The latest I read is about three-year old Peter whose parents out of the goodness of their heart (or not) let him live with his Aunty. Monday, Peter’s Aunty is said to have been married for 7 years but is yet to have a child of her own so made arrangement with Peter’s parents to look after him and in turn keep her company in Lagos.

This kind of arrangement is very common, many people in the city live with their relatives. There are lots of success stories whereby a relative from the village moved to the city or even out of the country to help out with childcare and household chores and in return Uncle/Aunty pays to take care the child’s primary needs and education.

Peter’s case  isn’t one of the successful stories, he was only 3 years old and his Aunty thinks he was pooping on himself so she is determined to beat Peter until the ‘spirit of pooping’ leaves him.

Here is what the DPO, Badmos Dolapo, Isokoko Police Division, had to say when she saw the scars on the toddler’s body:

“In all my years in the police force, I have never cried. But seeing the damage that had been done to this child, I could not hold back tears; I wept like a baby. She had been brutalised.
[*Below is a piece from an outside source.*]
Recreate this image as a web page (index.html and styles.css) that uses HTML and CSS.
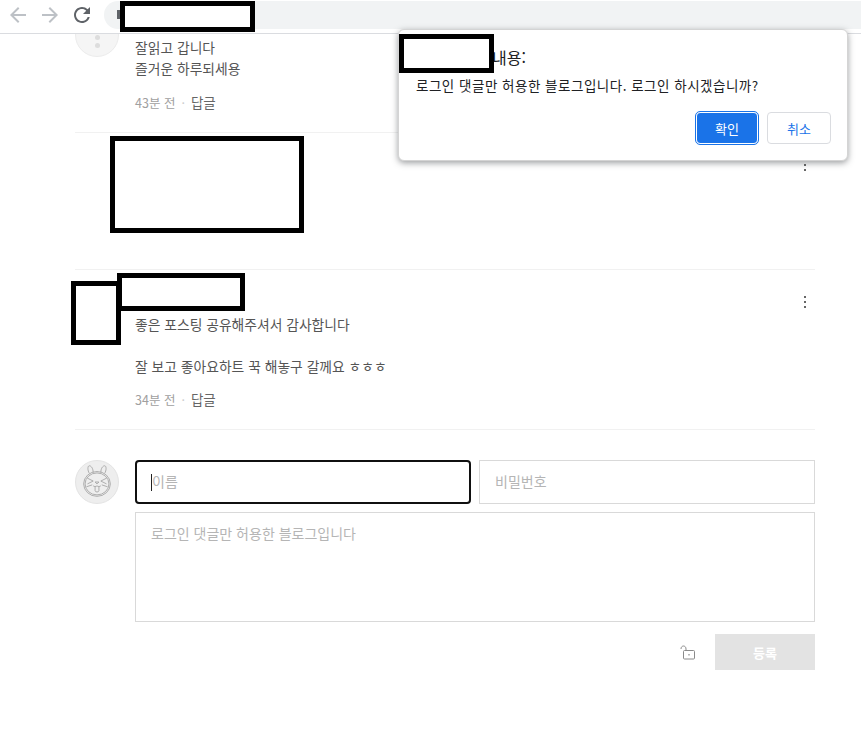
FILE: index.html
```html
<!DOCTYPE html>
<html lang="ko">
<head>
  <meta charset="UTF-8" />
  <title>댓글</title>
  <link rel="stylesheet" href="styles.css">
</head>
<body>
  <header class="toolbar">
    <svg class="nav-icon off" viewBox="0 0 24 24"><path d="M20 11H7.83l5.59-5.59L12 4l-8 8 8 8 1.41-1.41L7.83 13H20v-2z"/></svg>
    <svg class="nav-icon off" viewBox="0 0 24 24"><path d="M4 11h12.17l-5.59-5.59L12 4l8 8-8 8-1.41-1.41L16.17 13H4v-2z"/></svg>
    <svg class="nav-icon" viewBox="0 0 24 24"><path d="M17.65 6.35A7.958 7.958 0 0 0 12 4c-4.42 0-7.99 3.58-7.99 8s3.57 8 7.99 8c3.73 0 6.84-2.55 7.73-6h-2.08A5.99 5.99 0 0 1 12 18c-3.31 0-6-2.69-6-6s2.69-6 6-6c1.66 0 3.14.69 4.22 1.78L13 11h7V4l-2.35 2.35z"/></svg>
    <div class="omnibox"><span class="lock-stub"></span></div>
  </header>

  <main class="page">
    <ul class="comments">
      <li class="comment comment-first">
        <div class="avatar">
          <span class="avatar-dot"></span>
          <span class="avatar-dot"></span>
        </div>
        <div class="comment-body">
          <div class="name"></div>
          <p>잘읽고 갑니다<br>즐거운 하루되세용</p>
          <div class="meta">43분 전<i>·</i><a>답글</a></div>
        </div>
      </li>
      <li class="comment comment-hidden">
        <div class="comment-body"></div>
        <svg class="kebab" viewBox="0 0 4 14"><circle cx="2" cy="2" r="1"/><circle cx="2" cy="7" r="1"/><circle cx="2" cy="12" r="1"/></svg>
      </li>
      <li class="comment">
        <div class="avatar"></div>
        <div class="comment-body">
          <div class="name"></div>
          <p>좋은 포스팅 공유해주셔서 감사합니다<br><br>잘 보고 좋아요하트 꾹 해놓구 갈께요 ㅎㅎㅎ</p>
          <div class="meta">34분 전<i>·</i><a>답글</a></div>
        </div>
        <svg class="kebab" viewBox="0 0 4 14"><circle cx="2" cy="2" r="1"/><circle cx="2" cy="7" r="1"/><circle cx="2" cy="12" r="1"/></svg>
      </li>
    </ul>

    <form class="write">
      <div class="avatar avatar-bunny">
        <svg viewBox="0 0 44 44" fill="none" stroke="#9a9a9a" stroke-width="0.8">
          <path d="M14 13c-2-3-2-8 0-8s4 3 4 7M26 12c0-4 2-7 4-7s2 5 0 8"/>
          <ellipse cx="22" cy="24" rx="14" ry="13"/>
          <ellipse cx="22" cy="24" rx="12.500" ry="11.500"/>
          <path d="M12 18l6 3-6 3M32 18l-6 3 6 3M11 27l6-2M33 27l-6-2"/>
          <path d="M20 22h4l-2 2zM18 26c1 1 3 1 4 0 1 1 3 1 4 0M20 27v4c0 2 4 2 4 0v-4"/>
        </svg>
      </div>
      <div class="fields">
        <div class="field-row">
          <div class="field field-focus"><span class="caret"></span><span class="placeholder">이름</span></div>
          <div class="field"><span class="placeholder">비밀번호</span></div>
        </div>
        <div class="field field-area">로그인 댓글만 허용한 블로그입니다</div>
        <div class="actions">
          <svg class="open-lock" viewBox="0 0 16 16" fill="none" stroke="#8a8a8a" stroke-width="1">
            <rect x="3.500" y="6.500" width="11" height="8.500" rx="1"/>
            <path d="M1 5c0-4 5-4 5 0v1.500"/>
            <path d="M9 10v1.500" stroke-width="1.200"/>
          </svg>
          <button class="submit" type="button">등록</button>
        </div>
      </div>
    </form>
  </main>

  <div class="dialog">
    <div class="dialog-title">내용:</div>
    <div class="dialog-text">로그인 댓글만 허용한 블로그입니다. 로그인 하시겠습니까?</div>
    <div class="dialog-buttons">
      <button class="btn btn-ok" type="button">확인</button>
      <button class="btn btn-cancel" type="button">취소</button>
    </div>
  </div>

  <div class="redact redact-url"></div>
  <div class="redact redact-title"></div>
  <div class="redact redact-comment"></div>
  <div class="redact redact-name"></div>
  <div class="redact redact-avatar"></div>
</body>
</html>
```

FILE: styles.css
```css
* {
  box-sizing: border-box;
}

body {
  margin: 0;
  height: 729px;
  overflow: hidden;
  background: #fff;
  color: #555;
  font-family: "Noto Sans CJK KR", "Noto Sans", sans-serif;
  font-size: 13px;
}

.toolbar {
  position: relative;
  z-index: 1;
  height: 34px;
  display: flex;
  align-items: flex-start;
  gap: 8px;
  padding: 3px 0 0 6px;
  background: #fff;
  border-bottom: 1px solid #dadce0;
}

.nav-icon {
  width: 24px;
  height: 24px;
  fill: #5f6368;
  flex: none;
}

.nav-icon.off { fill: #bdc1c6 }

.omnibox {
  flex: 1;
  height: 28px;
  margin: -2px 0 0 2px;
  padding: 9px 0 0 13px;
  background: #f1f3f4;
  border-radius: 14px 0 0 14px;
}

.lock-stub {
  display: block;
  width: 6px;
  height: 9px;
  background: #5f6368;
}

.page {
  padding: 0 46px 0 75px;
}

.comments {
  list-style: none;
  margin: -40px 0 0;
  padding: 0;
}

.comment {
  display: flex;
  padding: 19px 0 20px;
  border-bottom: 1px solid #f1f1f1;
}

.comment-hidden {
  height: 137px;
}

.avatar {
  flex: none;
  width: 44px;
  height: 44px;
  margin-right: 16px;
  border-radius: 50%;
  background: #f5f5f5;
  border: 1px solid #ececec;
  display: flex;
  flex-direction: column;
  align-items: center;
  justify-content: flex-end;
  gap: 3px;
  padding-bottom: 8px;
}

.avatar-dot {
  width: 5px;
  height: 5px;
  border-radius: 50%;
  background: #ddd;
}

.comment-body {
  flex: 1;
}

.name {
  height: 20px;
  margin-top: 5px;
}

.comment p {
  margin: 0;
  font-size: 13.800px;
  line-height: 21px;
  color: #555;
}

.meta {
  height: 20px;
  margin-top: 12px;
  font-size: 12.500px;
  line-height: 20px;
  color: #a0a0a0;
}

.comment-first .name { height: 19px }
.comment-first .meta { margin-top: 13px; height: 19px }
.comment-first { padding-bottom: 21px }

.meta i {
  margin: 0 6px;
  font-style: normal;
  color: #ccc;
}

.meta a {
  font-size: 13.500px;
  color: #666;
}

.kebab {
  flex: none;
  width: 4px;
  height: 14px;
  margin: 6px 8px 0 0;
  fill: #333;
}

.write {
  display: flex;
  margin-top: 30px;
}

.avatar-bunny {
  display: block;
  padding: 0;
  background: #eee;
  border-color: #e4e4e4;
}

.avatar-bunny svg {
  display: block;
  width: 42px;
  height: 42px;
}

.fields {
  flex: 1;
  display: flex;
  flex-direction: column;
  gap: 8px;
}

.field-row {
  display: flex;
  gap: 8px;
}

.field {
  flex: 1;
  height: 44px;
  padding: 0 15px;
  display: flex;
  align-items: center;
  border: 1px solid #d9d9d9;
  color: #b5b5b5;
  font-size: 14px;
}

.placeholder {
  margin-top: -2px;
}

.field-focus {
  border: 2px solid #101010;
  border-radius: 4px;
  padding: 0 14px;
}

.caret {
  width: 1px;
  height: 17px;
  background: #222;
}

.field-area {
  flex: none;
  height: 110px;
  align-items: flex-start;
  padding-top: 10px;
}

.actions {
  display: flex;
  justify-content: flex-end;
  align-items: center;
  gap: 19px;
  margin-top: 4px;
}

.open-lock {
  width: 16px;
  height: 16px;
}

.submit {
  width: 100px;
  height: 36px;
  border: 0;
  background: #e3e3e3;
  color: #fff;
  font: inherit;
  font-weight: 700;
}

.dialog {
  position: absolute;
  z-index: 2;
  left: 398px;
  top: 29px;
  width: 450px;
  height: 132px;
  padding: 16px 16px 0 17px;
  background: #fff;
  border: 1px solid #d4d4d4;
  border-radius: 6px;
  box-shadow: 0 2px 6px rgba(60, 64, 67, 0.5);
  color: #202124;
}

.dialog-title {
  padding-left: 76px;
  font-size: 16px;
  line-height: 22px;
}

.dialog-text {
  margin-top: 7px;
  font-size: 13.500px;
  line-height: 20px;
  letter-spacing: 0.500px;
  white-space: nowrap;
}

.dialog-buttons {
  display: flex;
  justify-content: flex-end;
  gap: 8px;
  margin-top: 17px;
}

.btn {
  width: 64px;
  height: 32px;
  border-radius: 4px;
  font: inherit;
  font-size: 13px;
}

.btn-ok {
  background: #1a73e8;
  color: #fff;
  border: 1px solid #fff;
  outline: 1.500px solid #1a73e8;
  width: 62px;
  margin-right: 1px;
}

.btn-cancel {
  background: #fff;
  color: #1a73e8;
  border: 1px solid #dadce0;
}

.redact {
  position: absolute;
  z-index: 3;
  background: #fff;
  border: 5px solid #000;
}

.redact-url { left: 120px; top: 1px; width: 135px; height: 31px }
.redact-title { left: 399px; top: 34px; width: 95px; height: 39px }
.redact-comment { left: 110px; top: 136px; width: 194px; height: 97px }
.redact-name { left: 117px; top: 273px; width: 128px; height: 38px }
.redact-avatar { left: 71px; top: 281px; width: 50px; height: 64px }
```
We will not leave any stone unturned in this case,”

We can excuse Mrs Monday for not knowing that a three year old boy still needed help with potty training but what is certain is that she was once a child herself so where is the sensibility here?

It is promising that cases of child abuse is coming out in the open, and that people are encouraged to report extreme cases around them to the police. Maybe case such as this will push the government to do something about child abuse offences  in the way that children are protected in future.

 

*Not her real name



Categories: Africa, Education, Nigeria

Tags: , , ,

19 replies

  1. Very interesting post. I detest corporal punishment for many reasons.

    Liked by 1 person

  2. I think hitting a child has no place in modern society. I was ‘flogged’ when I was a child and back then I thought it was acceptable and incorrectly believed it was the reason I’m a well balanced individual.

    But that is incorrect.

    I prospered despite being flogged and not because of it.

    Don’t get me wrong, my parents didn’t go for the whip every time I was naughty. This happened only on extreme cases. Say, about 4 times a years.

    Now I have my children of my own and my wife made it clear there would be no spanking or, god forbid, flogging. Initially I scratched my head on how we can exert some discipline but I can tell you now my children (6 and 4 years) are as scared of timeouts as I was of being flogged. However, we use timeouts as a last resort – probably twice a year. Most issues are resolved by a stern look or simply taking them to a corner and speaking to them at eye level. We believe because of this they are confident and expressive children. We don’t want to have it any other way.

    Flogging and physical abuse is a lazy person’s way out at best and downright evil at worst. I think my parents are the earlier.

    It breaks my heart to read about these poor children that are physically harmed by these forms of punishment. Those that survive this physical abuse don’t always make it through the emotionally harm.

    Liked by 1 person

    • Thank you for the contribution to this topic.

      I totally agree with you, hitting a child is a lazy way of discipline children. I too was hit as a child at home by my father on occasion but as adult I realised he was not always like that – adults have reputation of transferring unrelated anger to kids around under the disguise of discipline.

      That’s a good point regarding emotional harm, that is probably the biggest issue as it is not always easy to spot.

      Like

      • @folakemiodoaje, I usually don’t respond to topics but found this too compelling to miss. I also like the way you write.

        If we leave aside the ignorance of some people like the case of ‘beating out the poop spirit’ from a child, and focus on sensible adults that feel that beating is a good form of discipline. I’ll like to highlight that the most important way that a child learns is through mimic.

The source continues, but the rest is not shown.